--- BEGIN Input rows ---
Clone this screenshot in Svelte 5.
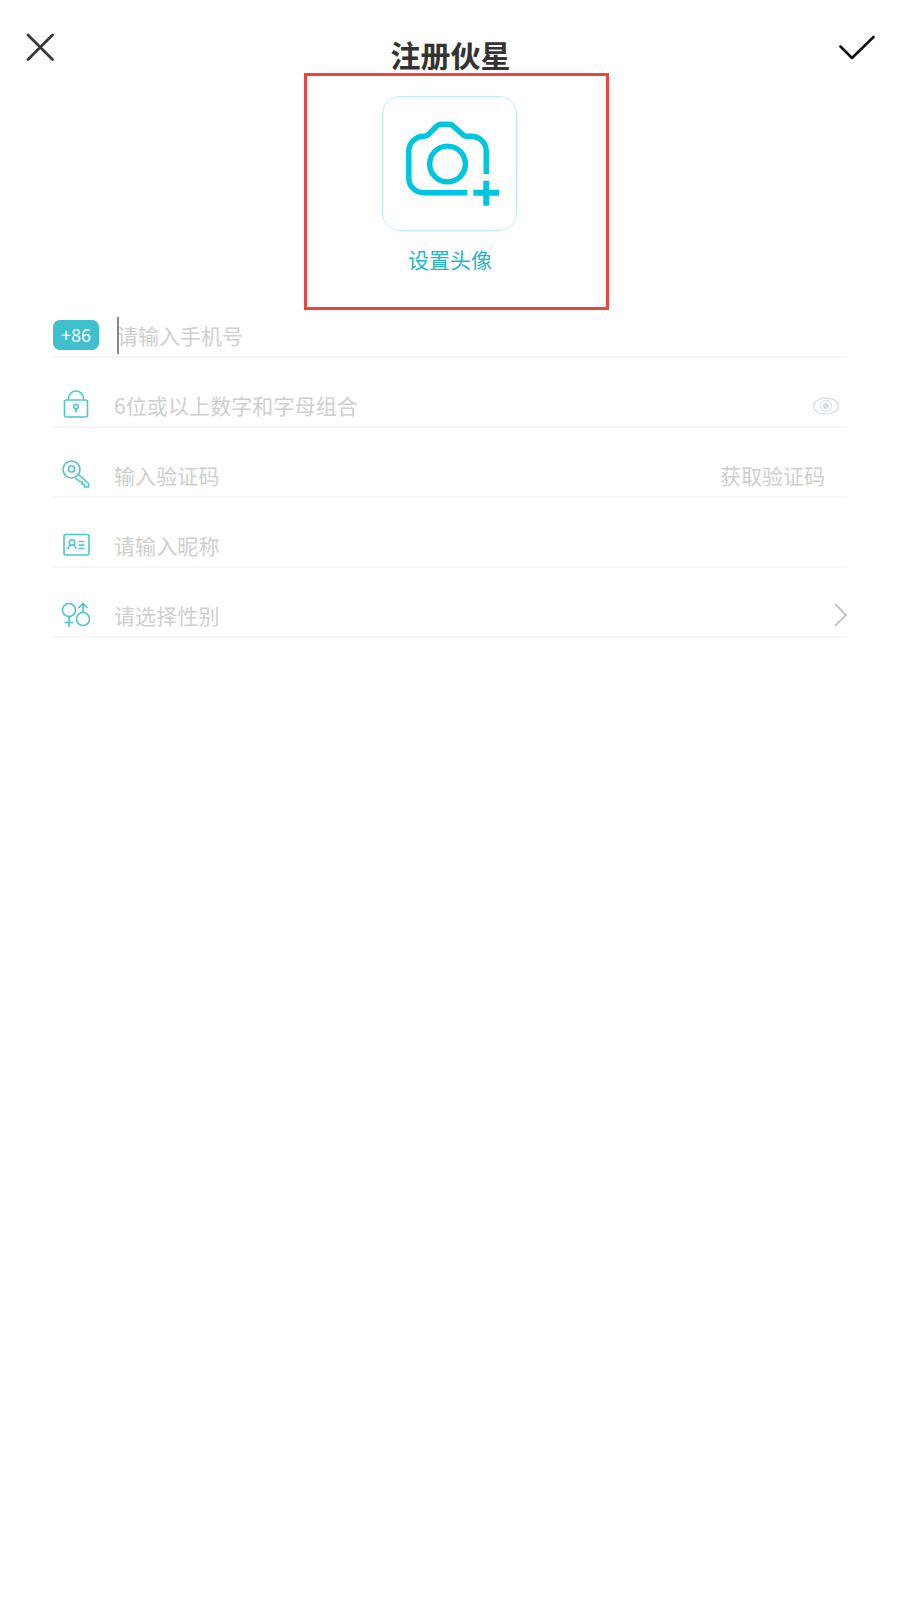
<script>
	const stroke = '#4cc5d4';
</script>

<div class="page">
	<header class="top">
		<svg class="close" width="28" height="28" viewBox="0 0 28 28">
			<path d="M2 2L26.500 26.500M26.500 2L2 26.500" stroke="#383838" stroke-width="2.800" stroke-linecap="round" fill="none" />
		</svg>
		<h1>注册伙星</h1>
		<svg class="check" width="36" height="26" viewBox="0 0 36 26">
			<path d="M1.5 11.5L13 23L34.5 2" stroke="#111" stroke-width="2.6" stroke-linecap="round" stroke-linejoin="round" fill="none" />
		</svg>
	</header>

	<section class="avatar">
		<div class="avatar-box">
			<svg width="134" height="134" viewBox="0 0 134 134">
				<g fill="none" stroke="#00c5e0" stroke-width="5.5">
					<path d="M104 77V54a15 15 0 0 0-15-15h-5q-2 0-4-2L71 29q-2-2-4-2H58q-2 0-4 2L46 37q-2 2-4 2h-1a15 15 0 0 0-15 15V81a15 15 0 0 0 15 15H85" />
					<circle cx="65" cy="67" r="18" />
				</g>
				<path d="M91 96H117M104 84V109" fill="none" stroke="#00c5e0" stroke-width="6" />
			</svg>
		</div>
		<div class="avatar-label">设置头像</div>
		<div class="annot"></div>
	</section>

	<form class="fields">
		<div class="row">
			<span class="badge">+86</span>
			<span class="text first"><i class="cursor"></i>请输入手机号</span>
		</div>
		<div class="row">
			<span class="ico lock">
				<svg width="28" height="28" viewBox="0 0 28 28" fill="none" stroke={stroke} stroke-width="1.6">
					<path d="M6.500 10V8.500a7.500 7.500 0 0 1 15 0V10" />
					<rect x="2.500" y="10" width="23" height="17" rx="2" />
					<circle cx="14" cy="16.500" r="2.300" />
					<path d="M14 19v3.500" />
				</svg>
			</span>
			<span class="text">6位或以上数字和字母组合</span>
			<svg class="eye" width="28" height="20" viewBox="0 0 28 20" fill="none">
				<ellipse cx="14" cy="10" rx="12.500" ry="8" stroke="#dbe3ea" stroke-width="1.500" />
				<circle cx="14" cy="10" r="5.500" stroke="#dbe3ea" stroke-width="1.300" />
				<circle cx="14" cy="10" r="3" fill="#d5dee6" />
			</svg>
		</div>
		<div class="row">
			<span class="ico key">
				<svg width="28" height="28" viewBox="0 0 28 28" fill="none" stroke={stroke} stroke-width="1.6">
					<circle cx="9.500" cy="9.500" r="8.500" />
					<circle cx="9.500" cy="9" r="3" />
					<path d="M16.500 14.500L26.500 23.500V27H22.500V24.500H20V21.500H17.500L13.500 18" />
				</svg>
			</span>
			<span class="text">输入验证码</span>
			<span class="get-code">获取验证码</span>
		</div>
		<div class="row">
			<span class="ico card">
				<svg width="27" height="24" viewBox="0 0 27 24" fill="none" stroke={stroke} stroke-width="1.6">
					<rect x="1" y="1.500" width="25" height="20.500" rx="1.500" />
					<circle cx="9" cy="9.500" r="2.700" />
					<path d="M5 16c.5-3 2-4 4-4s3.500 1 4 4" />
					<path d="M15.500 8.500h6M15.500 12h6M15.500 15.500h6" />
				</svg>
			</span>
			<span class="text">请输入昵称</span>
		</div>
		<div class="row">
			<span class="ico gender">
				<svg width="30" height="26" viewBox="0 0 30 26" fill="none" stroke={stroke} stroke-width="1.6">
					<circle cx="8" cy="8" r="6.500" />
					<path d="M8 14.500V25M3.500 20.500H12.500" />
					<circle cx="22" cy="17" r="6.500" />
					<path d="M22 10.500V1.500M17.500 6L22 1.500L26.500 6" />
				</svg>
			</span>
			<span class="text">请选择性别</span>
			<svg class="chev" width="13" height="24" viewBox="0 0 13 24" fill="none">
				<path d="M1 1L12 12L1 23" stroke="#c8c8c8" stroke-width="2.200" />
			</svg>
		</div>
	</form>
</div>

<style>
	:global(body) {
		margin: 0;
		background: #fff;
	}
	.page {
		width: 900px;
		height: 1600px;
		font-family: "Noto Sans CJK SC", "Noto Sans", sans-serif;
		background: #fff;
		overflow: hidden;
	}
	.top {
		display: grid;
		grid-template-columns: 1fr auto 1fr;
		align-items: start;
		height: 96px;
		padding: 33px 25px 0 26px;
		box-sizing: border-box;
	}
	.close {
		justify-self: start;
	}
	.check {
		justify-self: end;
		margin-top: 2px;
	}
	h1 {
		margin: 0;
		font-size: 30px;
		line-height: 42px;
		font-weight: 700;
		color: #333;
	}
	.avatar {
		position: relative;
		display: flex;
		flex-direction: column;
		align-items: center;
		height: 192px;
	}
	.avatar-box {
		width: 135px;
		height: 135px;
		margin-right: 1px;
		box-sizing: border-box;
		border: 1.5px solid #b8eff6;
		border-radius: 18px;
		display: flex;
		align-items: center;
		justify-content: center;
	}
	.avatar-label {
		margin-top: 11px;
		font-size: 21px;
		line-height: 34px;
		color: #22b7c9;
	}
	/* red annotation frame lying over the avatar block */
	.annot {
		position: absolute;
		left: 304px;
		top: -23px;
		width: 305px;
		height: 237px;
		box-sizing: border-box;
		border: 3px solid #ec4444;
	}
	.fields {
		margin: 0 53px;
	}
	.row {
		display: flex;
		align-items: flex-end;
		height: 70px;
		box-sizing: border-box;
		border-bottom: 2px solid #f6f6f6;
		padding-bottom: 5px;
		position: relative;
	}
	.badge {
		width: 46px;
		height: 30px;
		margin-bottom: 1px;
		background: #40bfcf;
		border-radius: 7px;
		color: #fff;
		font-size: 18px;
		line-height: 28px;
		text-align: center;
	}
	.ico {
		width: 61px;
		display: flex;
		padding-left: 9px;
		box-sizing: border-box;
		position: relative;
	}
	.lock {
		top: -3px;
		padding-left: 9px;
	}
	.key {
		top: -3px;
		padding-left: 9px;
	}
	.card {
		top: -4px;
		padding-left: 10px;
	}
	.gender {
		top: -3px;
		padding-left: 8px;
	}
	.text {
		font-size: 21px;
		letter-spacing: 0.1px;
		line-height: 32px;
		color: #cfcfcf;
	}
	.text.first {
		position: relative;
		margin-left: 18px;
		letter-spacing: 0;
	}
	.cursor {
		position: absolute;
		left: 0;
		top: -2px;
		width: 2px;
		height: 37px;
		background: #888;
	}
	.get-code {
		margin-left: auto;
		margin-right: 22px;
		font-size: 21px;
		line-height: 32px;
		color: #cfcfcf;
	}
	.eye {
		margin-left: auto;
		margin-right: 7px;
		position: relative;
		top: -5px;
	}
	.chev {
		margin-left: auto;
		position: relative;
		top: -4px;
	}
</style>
--- END Input rows ---
--- BEGIN Input rows ---
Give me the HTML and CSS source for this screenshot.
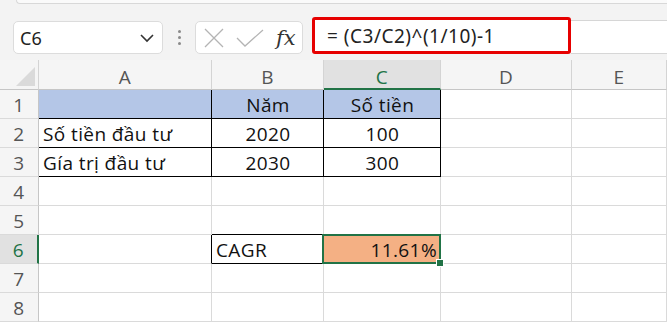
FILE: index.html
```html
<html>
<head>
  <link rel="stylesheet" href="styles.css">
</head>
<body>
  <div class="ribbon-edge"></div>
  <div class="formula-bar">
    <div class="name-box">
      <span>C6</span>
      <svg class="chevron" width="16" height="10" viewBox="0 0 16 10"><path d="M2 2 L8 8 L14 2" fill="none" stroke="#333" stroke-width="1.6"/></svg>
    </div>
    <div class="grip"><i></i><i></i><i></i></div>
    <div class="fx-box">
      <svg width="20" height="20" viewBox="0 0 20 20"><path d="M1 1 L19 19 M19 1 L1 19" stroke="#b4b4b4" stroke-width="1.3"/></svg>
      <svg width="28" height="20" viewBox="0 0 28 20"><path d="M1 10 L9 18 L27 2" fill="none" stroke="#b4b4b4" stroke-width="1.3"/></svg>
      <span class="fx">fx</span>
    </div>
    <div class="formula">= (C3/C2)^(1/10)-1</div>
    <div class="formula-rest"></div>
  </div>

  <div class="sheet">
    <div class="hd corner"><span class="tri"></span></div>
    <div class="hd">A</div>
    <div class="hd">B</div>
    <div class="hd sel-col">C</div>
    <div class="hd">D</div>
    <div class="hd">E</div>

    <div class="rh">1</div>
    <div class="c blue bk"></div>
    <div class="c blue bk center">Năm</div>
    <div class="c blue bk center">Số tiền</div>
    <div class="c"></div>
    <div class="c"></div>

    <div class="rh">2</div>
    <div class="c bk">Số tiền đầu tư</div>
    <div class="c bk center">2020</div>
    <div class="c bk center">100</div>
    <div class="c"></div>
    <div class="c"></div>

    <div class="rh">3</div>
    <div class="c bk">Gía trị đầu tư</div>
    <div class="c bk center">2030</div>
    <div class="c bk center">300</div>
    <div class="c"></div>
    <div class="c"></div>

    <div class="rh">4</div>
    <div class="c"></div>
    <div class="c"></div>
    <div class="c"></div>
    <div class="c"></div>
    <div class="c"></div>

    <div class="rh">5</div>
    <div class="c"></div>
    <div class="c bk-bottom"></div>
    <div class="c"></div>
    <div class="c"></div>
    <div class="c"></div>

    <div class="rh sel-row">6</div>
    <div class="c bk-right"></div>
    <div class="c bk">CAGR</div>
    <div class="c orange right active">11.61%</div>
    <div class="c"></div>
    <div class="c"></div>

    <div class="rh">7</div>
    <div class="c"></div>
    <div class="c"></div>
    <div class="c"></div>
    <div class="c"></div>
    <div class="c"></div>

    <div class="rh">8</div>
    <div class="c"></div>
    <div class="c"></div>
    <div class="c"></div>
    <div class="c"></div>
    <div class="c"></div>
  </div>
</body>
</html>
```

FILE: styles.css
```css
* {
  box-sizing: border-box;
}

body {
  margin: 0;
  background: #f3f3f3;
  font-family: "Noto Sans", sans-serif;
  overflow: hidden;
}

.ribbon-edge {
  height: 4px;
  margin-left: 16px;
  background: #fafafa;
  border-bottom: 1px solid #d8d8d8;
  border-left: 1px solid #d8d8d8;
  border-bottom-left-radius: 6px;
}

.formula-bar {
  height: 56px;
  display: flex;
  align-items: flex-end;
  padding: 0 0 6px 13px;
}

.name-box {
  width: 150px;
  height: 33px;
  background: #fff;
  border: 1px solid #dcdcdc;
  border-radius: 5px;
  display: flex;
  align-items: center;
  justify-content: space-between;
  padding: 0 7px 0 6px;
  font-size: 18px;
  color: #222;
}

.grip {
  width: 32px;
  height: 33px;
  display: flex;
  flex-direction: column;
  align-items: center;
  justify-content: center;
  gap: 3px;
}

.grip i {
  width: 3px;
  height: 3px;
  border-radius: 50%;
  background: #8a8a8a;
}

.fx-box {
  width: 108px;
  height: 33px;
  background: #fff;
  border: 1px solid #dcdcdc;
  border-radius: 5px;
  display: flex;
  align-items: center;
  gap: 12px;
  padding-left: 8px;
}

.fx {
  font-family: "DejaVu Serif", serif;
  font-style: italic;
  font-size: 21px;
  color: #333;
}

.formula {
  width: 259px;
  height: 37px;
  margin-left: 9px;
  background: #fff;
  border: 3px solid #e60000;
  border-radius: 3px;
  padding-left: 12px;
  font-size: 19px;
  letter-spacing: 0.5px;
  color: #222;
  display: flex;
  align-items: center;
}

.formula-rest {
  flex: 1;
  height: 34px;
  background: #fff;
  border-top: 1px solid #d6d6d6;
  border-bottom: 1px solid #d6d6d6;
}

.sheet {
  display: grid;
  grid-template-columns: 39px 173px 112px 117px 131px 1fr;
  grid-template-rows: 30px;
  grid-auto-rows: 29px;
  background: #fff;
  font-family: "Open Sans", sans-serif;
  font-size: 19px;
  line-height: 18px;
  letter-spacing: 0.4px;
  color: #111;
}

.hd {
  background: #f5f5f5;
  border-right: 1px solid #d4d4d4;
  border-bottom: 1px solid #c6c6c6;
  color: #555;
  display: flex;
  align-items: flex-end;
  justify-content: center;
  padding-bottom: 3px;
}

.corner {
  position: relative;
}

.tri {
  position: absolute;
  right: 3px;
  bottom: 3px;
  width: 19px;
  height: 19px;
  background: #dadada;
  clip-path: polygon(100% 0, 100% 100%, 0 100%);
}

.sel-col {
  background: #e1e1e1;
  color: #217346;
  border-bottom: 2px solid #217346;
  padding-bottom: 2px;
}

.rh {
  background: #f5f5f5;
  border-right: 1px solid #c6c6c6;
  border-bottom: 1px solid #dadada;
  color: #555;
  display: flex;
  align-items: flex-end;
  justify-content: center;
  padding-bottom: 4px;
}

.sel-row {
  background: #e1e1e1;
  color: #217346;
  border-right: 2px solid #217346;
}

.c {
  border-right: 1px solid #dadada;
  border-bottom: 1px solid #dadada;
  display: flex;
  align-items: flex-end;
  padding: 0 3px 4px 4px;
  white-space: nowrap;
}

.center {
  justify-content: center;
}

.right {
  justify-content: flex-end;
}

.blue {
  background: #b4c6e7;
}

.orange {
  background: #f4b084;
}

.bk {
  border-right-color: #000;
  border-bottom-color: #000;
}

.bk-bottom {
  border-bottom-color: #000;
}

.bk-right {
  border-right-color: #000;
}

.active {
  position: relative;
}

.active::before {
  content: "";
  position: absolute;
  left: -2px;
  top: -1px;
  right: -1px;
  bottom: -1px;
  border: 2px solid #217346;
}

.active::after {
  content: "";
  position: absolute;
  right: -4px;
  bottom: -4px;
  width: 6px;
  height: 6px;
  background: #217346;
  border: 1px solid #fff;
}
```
--- END Input rows ---
### Short problem
Looking at the entries above, say how many lines contain the word "this". Only the number is wanted.

### Exercise solution
2